In einigen Ländern können frustrierte oder gekündigte Händler derzeit auf neue Hersteller ausweichen. Pech haben da südeuropäische Händler: Die Chinesen als Alternative zu den Europäern sind dort noch kaum gelandet. In anderen Märkten sind sie jedoch – vor allem durch Kooperationen mit gut etablierten Importeuren – bereits recht aktiv. Bloß das Service-Level erreicht derzeit – wie in japanischen Frühzeiten – noch nicht das Niveau der Europäer. 

Beim E-Car-Verkauf zeigt sich in Europa ein starkes Nord-Süd-Gefälle. In Italien liegt der Marktanteil trotz eines wieder wachsenden Neuwagen-Marktes nur bei 2,7 Prozent, in Spanien erreichte er auch nur magere 5 Prozent; lediglich Toyota lag dort über diesem Schnitt. Dafür kamen die E-Cars in Finnland, trotz der großen Distanzen im Land, auf 34 Prozent – mit Cupra und Polestar als Zugpferden.

Manchen Herstellern (Land Rover, BMW oder Ford) war das wirtschaftliche Risiko eines Agentursystems zu groß. Ein Risiko, das bisher auf eine Vielzahl von Händlern aufgeteilt war. Da Agenten keine wirtschaftlichen Risiken aufgebürdet werden dürfen, sehen die Geschäftsherren nun hautnah, welche Kosten diese Standards verursachen. Mercedes verkauft deshalb in Deutschland bis Ende 2024 sechzig eigene Niederlassungen und ersetzt diesen neuen Agenten nur die Kosten der niedrigsten Standards. Alles „mehr“ – etwa größere Schauräume – geht zu Lasten der Agenten. „Den Kaffee für die Kunden zahlen die Agenten“ – lautet die Devise. 
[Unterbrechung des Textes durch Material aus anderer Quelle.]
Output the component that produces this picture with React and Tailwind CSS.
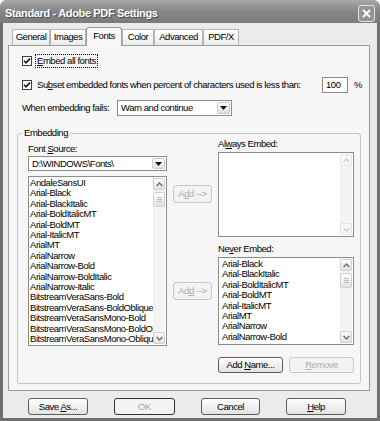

Bei der Umstellung der Vertriebssysteme ist derzeit daher ein Zurückrudern der Hersteller bemerkbar – vor allem, was die Standards betrifft. Manche Marken sind auf ein duales Vertriebssystem ausgewichen. Die Händler wurden Zwitter: Für manche Modelle sind sie Agenten, für andere selbstständige Händler. Wie bei diesem Mischmasch die damit verbundenen Kosten sauber getrennt werden können, damit Agenten nicht doch auf Händlerkosten sitzen bleiben, ist derzeit noch ein rechtliches Rätsel.